Supreme Court advocate and Meghalaya Advocate General Amit Kumar, who fought the case as part of a legal team led by senior advocate Kapil Sibal along with Raju Ramachandran, said it was unfortunate that the legal battle had continued for nearly two decades. He described the recognition of the PGDCC qualification as “not merely a medical milestone but a public health necessity,” adding that the prolonged delay had adversely affected the availability of trained specialists in critical care medicine.
Advocate Shaurya Sahay said the prolonged litigation exposed a deeper institutional problem. “This 20-year delay reflects a larger policy inertia that has actively hindered the strengthening of the country’s public health network,” he observed.
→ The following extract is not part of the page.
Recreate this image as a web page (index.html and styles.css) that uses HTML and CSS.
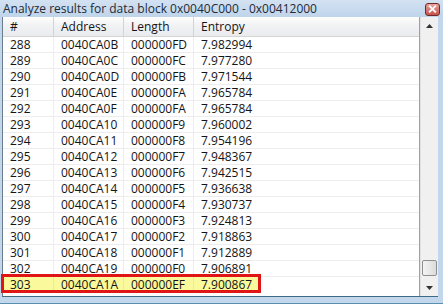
FILE: index.html
```html
<!DOCTYPE html>
<html>
<head>
<meta charset="utf-8">
<link rel="stylesheet" href="styles.css">
</head>
<body>
<div class="window">
  <div class="titlebar">
    <span class="title">Analyze results for data block 0x0040C000 - 0x00412000</span>
    <span class="close"><svg width="14" height="12" viewBox="0 0 14 12"><path d="M4 3 L10 9 M10 3 L4 9" stroke="#fff" stroke-width="2" stroke-linecap="square"/></svg></span>
  </div>
  <div class="body">
    <div class="list">
      <div class="row head">
        <div class="c c1">#</div><div class="c c2">Address</div><div class="c c3">Length</div><div class="c c4">Entropy</div>
      </div>
      <div class="row"><div class="c c1">288</div><div class="c c2">0040CA0B</div><div class="c c3">000000FD</div><div class="c c4">7.982994</div></div>
      <div class="row"><div class="c c1">289</div><div class="c c2">0040CA0C</div><div class="c c3">000000FC</div><div class="c c4">7.977280</div></div>
      <div class="row"><div class="c c1">290</div><div class="c c2">0040CA0D</div><div class="c c3">000000FB</div><div class="c c4">7.971544</div></div>
      <div class="row"><div class="c c1">291</div><div class="c c2">0040CA0E</div><div class="c c3">000000FA</div><div class="c c4">7.965784</div></div>
      <div class="row"><div class="c c1">292</div><div class="c c2">0040CA0F</div><div class="c c3">000000FA</div><div class="c c4">7.965784</div></div>
      <div class="row"><div class="c c1">293</div><div class="c c2">0040CA10</div><div class="c c3">000000F9</div><div class="c c4">7.960002</div></div>
      <div class="row"><div class="c c1">294</div><div class="c c2">0040CA11</div><div class="c c3">000000F8</div><div class="c c4">7.954196</div></div>
      <div class="row"><div class="c c1">295</div><div class="c c2">0040CA12</div><div class="c c3">000000F7</div><div class="c c4">7.948367</div></div>
      <div class="row"><div class="c c1">296</div><div class="c c2">0040CA13</div><div class="c c3">000000F6</div><div class="c c4">7.942515</div></div>
      <div class="row"><div class="c c1">297</div><div class="c c2">0040CA14</div><div class="c c3">000000F5</div><div class="c c4">7.936638</div></div>
      <div class="row"><div class="c c1">298</div><div class="c c2">0040CA15</div><div class="c c3">000000F4</div><div class="c c4">7.930737</div></div>
      <div class="row"><div class="c c1">299</div><div class="c c2">0040CA16</div><div class="c c3">000000F3</div><div class="c c4">7.924813</div></div>
      <div class="row"><div class="c c1">300</div><div class="c c2">0040CA17</div><div class="c c3">000000F2</div><div class="c c4">7.918863</div></div>
      <div class="row"><div class="c c1">301</div><div class="c c2">0040CA18</div><div class="c c3">000000F1</div><div class="c c4">7.912889</div></div>
      <div class="row"><div class="c c1">302</div><div class="c c2">0040CA19</div><div class="c c3">000000F0</div><div class="c c4">7.906891</div></div>
      <div class="row sel"><div class="c c1">303</div><div class="c c2">0040CA1A</div><div class="c c3">000000EF</div><div class="c c4">7.900867</div></div>
    </div>
    <div class="scroll">
      <div class="sbtn"><svg width="7" height="4" viewBox="0 0 7 4"><path d="M0 4 L3.5 0 L7 4 Z" fill="#333"/></svg></div>
      <div class="track"></div>
      <div class="thumb"></div>
      <div class="sbtn"><svg width="7" height="4" viewBox="0 0 7 4"><path d="M0 0 L3.5 4 L7 0 Z" fill="#333"/></svg></div>
    </div>
  </div>
</div>
</body>
</html>
```

FILE: styles.css
```css
html, body { margin: 0; padding: 0; }
body { width: 443px; height: 304px; overflow: hidden; font-family: "Open Sans", "Noto Sans", sans-serif; font-size: 12px; color: #141414; }
.window { width: 443px; height: 304px; background: #c2d6ec; display: flex; flex-direction: column; box-sizing: border-box; border-bottom: 1px solid #5b8fb0; }
.titlebar { height: 17px; display: flex; align-items: center; justify-content: space-between; padding: 0 3px 0 3px; background: linear-gradient(#d3e2f2, #bfd4ea); box-sizing: border-box; }
.title { color: #1e2a36; line-height: 17px; white-space: nowrap; }
.close { width: 15px; height: 13px; margin-top: 1px; border: 1px solid #6e2a2a; border-radius: 3px; background: linear-gradient(#e9a3a0, #c8504a); display: flex; align-items: center; justify-content: center; box-sizing: border-box; }
.body { flex: 1; display: flex; margin: 0 5px 6px 2px; border-left: 1px solid #6b7d8c; border-bottom: 1px solid #3e6a82; background: #fff; min-height: 0; }
.list { flex: 1; display: flex; flex-direction: column; border-right: 1px solid #a0a0a0; min-width: 0; }
.row { display: flex; height: 16px; line-height: 16px; border-bottom: 1px solid #ededed; box-sizing: border-box; position: relative; }
.row.head { height: 20px; line-height: 19px; background: linear-gradient(#ffffff, #f1f2f4 45%, #e9ebee); border-bottom: 1px solid #d5d5d5; }
.row .c { box-sizing: border-box; padding-left: 7px; border-right: 1px solid #ededed; white-space: nowrap; overflow: hidden; }
.row.head .c { border-right: 1px solid #d0d3d8; padding-left: 7px; }
.c1 { width: 51px; }
.c2 { width: 70px; }
.c3 { width: 70px; }
.c4 { flex: 1; border-right: none !important; }
.row.sel { border-bottom: none; }
.row.sel .c { background: #fafa9c; }
.row.sel .c1, .row.sel .c2, .row.sel .c3 { border-right-color: #ecec90; }
.row.sel .c4 { flex: none; width: 67px; }
.row.sel::after { content: ""; position: absolute; left: -2px; top: -3px; width: 260px; height: 19px; border: 3px solid #e01515; box-sizing: border-box; pointer-events: none; }
.scroll { width: 17px; display: flex; flex-direction: column; background: #f0f0f0; border-left: 1px solid #e2e2e2; }
.sbtn { height: 17px; display: flex; align-items: center; justify-content: center; flex: none; }
.track { flex: 1; }
.thumb { height: 16px; margin: 0 1px 3px; border: 1px solid #8e8f8f; border-radius: 2px; background: linear-gradient(90deg, #f4f4f4, #dcdcdc); box-sizing: border-box; flex: none; }
```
Prof. A. K. Agarwal, former Director of the School of Health Sciences at IGNOU, who, along with parliamentarians P. J. Kurien, N. K. Premachandran, and Kanakamedala Ravindra Kumar, played a key role in pursuing the case of nearly 1,700 doctors, said the issue extended far beyond individual recognition and pointed to the country’s larger healthcare needs.
Against the backdrop of rising non-communicable diseases, he argued that the government should consider reviving similar structured training programmes in multiple specialties beyond cardiology to bridge gaps in healthcare delivery, particularly in underserved regions.
Clarifying that programmes such as the PGDCC were not intended to replace super-specialists, Prof. Agarwal said they could serve as an important public health innovation in a country facing an enormous disease burden and a shortage of specialist doctors. “Scaling such courses nationally across various specialties can become a systematic innovation in a country where the burden of non-communicable diseases is massive, specialist availability is limited, and geography itself remains a barrier to timely healthcare access,” he said.
Meanwhile, for many of the doctors who fought the battle for recognition, the decision represents something more personal — the recovery of an identity they say was unfairly denied for years despite their contribution to patient care in some of the country’s most underserved regions.